— START —

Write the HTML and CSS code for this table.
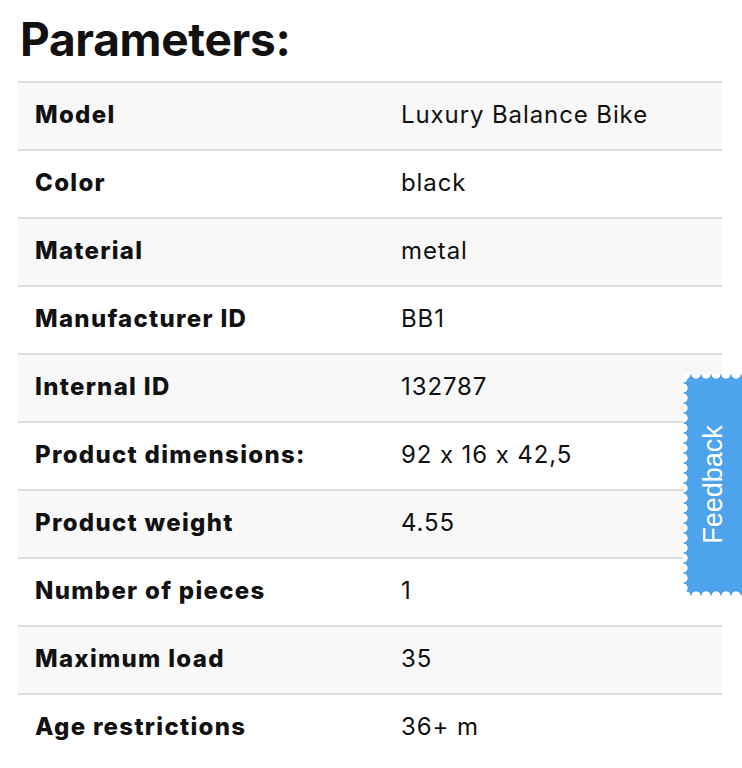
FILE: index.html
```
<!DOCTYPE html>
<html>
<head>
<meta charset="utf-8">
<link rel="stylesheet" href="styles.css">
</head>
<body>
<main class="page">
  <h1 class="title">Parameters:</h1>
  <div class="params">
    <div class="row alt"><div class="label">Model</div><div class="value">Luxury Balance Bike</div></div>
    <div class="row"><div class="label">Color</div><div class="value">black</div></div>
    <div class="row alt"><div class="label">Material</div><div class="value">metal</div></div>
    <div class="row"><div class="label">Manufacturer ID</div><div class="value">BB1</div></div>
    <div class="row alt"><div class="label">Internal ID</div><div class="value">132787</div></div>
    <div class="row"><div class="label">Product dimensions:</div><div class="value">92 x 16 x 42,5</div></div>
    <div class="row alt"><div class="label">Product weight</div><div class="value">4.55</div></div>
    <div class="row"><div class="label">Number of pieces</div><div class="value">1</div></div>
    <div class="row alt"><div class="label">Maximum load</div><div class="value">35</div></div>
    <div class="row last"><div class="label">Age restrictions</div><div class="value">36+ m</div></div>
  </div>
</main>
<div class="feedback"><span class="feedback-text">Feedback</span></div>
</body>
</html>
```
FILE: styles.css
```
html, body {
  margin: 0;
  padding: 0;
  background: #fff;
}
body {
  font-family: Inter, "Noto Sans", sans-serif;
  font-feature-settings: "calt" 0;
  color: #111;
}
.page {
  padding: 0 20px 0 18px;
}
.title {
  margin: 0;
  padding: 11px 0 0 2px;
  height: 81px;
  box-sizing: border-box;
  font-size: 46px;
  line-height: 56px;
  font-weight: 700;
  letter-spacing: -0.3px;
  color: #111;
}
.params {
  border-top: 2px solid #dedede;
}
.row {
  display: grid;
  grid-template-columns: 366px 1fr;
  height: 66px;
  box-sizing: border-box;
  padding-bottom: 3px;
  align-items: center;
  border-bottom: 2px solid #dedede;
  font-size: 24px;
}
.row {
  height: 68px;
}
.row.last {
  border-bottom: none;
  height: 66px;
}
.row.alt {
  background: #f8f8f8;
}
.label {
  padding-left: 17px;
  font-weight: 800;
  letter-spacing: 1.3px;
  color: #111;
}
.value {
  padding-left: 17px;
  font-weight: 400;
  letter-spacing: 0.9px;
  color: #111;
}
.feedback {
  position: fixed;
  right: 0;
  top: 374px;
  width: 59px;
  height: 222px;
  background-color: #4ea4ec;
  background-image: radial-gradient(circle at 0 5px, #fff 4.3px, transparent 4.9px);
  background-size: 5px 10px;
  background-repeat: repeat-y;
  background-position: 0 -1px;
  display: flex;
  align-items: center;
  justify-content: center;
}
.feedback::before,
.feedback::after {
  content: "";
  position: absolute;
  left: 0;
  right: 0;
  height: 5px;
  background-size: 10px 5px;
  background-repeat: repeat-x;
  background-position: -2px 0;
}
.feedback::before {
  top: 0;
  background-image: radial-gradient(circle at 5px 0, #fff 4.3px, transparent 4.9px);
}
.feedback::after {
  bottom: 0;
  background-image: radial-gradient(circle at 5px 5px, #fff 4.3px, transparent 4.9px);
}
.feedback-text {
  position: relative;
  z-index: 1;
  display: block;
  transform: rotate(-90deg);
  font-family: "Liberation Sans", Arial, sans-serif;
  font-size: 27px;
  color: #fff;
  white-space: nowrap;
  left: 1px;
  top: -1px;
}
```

— END —

- [DIRECTIVE]: In this exercise, set down all of the data exactly, without the pictures.

- [EXERCISE ANSWER]:
Write the HTML and CSS code for this table.
FILE: index.html
```
<!DOCTYPE html>
<html>
<head>
<meta charset="utf-8">
<link rel="stylesheet" href="styles.css">
</head>
<body>
<main class="page">
  <h1 class="title">Parameters:</h1>
  <div class="params">
    <div class="row alt"><div class="label">Model</div><div class="value">Luxury Balance Bike</div></div>
    <div class="row"><div class="label">Color</div><div class="value">black</div></div>
    <div class="row alt"><div class="label">Material</div><div class="value">metal</div></div>
    <div class="row"><div class="label">Manufacturer ID</div><div class="value">BB1</div></div>
    <div class="row alt"><div class="label">Internal ID</div><div class="value">132787</div></div>
    <div class="row"><div class="label">Product dimensions:</div><div class="value">92 x 16 x 42,5</div></div>
    <div class="row alt"><div class="label">Product weight</div><div class="value">4.55</div></div>
    <div class="row"><div class="label">Number of pieces</div><div class="value">1</div></div>
    <div class="row alt"><div class="label">Maximum load</div><div class="value">35</div></div>
    <div class="row last"><div class="label">Age restrictions</div><div class="value">36+ m</div></div>
  </div>
</main>
<div class="feedback"><span class="feedback-text">Feedback</span></div>
</body>
</html>
```
FILE: styles.css
```
html, body {
  margin: 0;
  padding: 0;
  background: #fff;
}
body {
  font-family: Inter, "Noto Sans", sans-serif;
  font-feature-settings: "calt" 0;
  color: #111;
}
.page {
  padding: 0 20px 0 18px;
}
.title {
  margin: 0;
  padding: 11px 0 0 2px;
  height: 81px;
  box-sizing: border-box;
  font-size: 46px;
  line-height: 56px;
  font-weight: 700;
  letter-spacing: -0.3px;
  color: #111;
}
.params {
  border-top: 2px solid #dedede;
}
.row {
  display: grid;
  grid-template-columns: 366px 1fr;
  height: 66px;
  box-sizing: border-box;
  padding-bottom: 3px;
  align-items: center;
  border-bottom: 2px solid #dedede;
  font-size: 24px;
}
.row {
  height: 68px;
}
.row.last {
  border-bottom: none;
  height: 66px;
}
.row.alt {
  background: #f8f8f8;
}
.label {
  padding-left: 17px;
  font-weight: 800;
  letter-spacing: 1.3px;
  color: #111;
}
.value {
  padding-left: 17px;
  font-weight: 400;
  letter-spacing: 0.9px;
  color: #111;
}
.feedback {
  position: fixed;
  right: 0;
  top: 374px;
  width: 59px;
  height: 222px;
  background-color: #4ea4ec;
  background-image: radial-gradient(circle at 0 5px, #fff 4.3px, transparent 4.9px);
  background-size: 5px 10px;
  background-repeat: repeat-y;
  background-position: 0 -1px;
  display: flex;
  align-items: center;
  justify-content: center;
}
.feedback::before,
.feedback::after {
  content: "";
  position: absolute;
  left: 0;
  right: 0;
  height: 5px;
  background-size: 10px 5px;
  background-repeat: repeat-x;
  background-position: -2px 0;
}
.feedback::before {
  top: 0;
  background-image: radial-gradient(circle at 5px 0, #fff 4.3px, transparent 4.9px);
}
.feedback::after {
  bottom: 0;
  background-image: radial-gradient(circle at 5px 5px, #fff 4.3px, transparent 4.9px);
}
.feedback-text {
  position: relative;
  z-index: 1;
  display: block;
  transform: rotate(-90deg);
  font-family: "Liberation Sans", Arial, sans-serif;
  font-size: 27px;
  color: #fff;
  white-space: nowrap;
  left: 1px;
  top: -1px;
}
```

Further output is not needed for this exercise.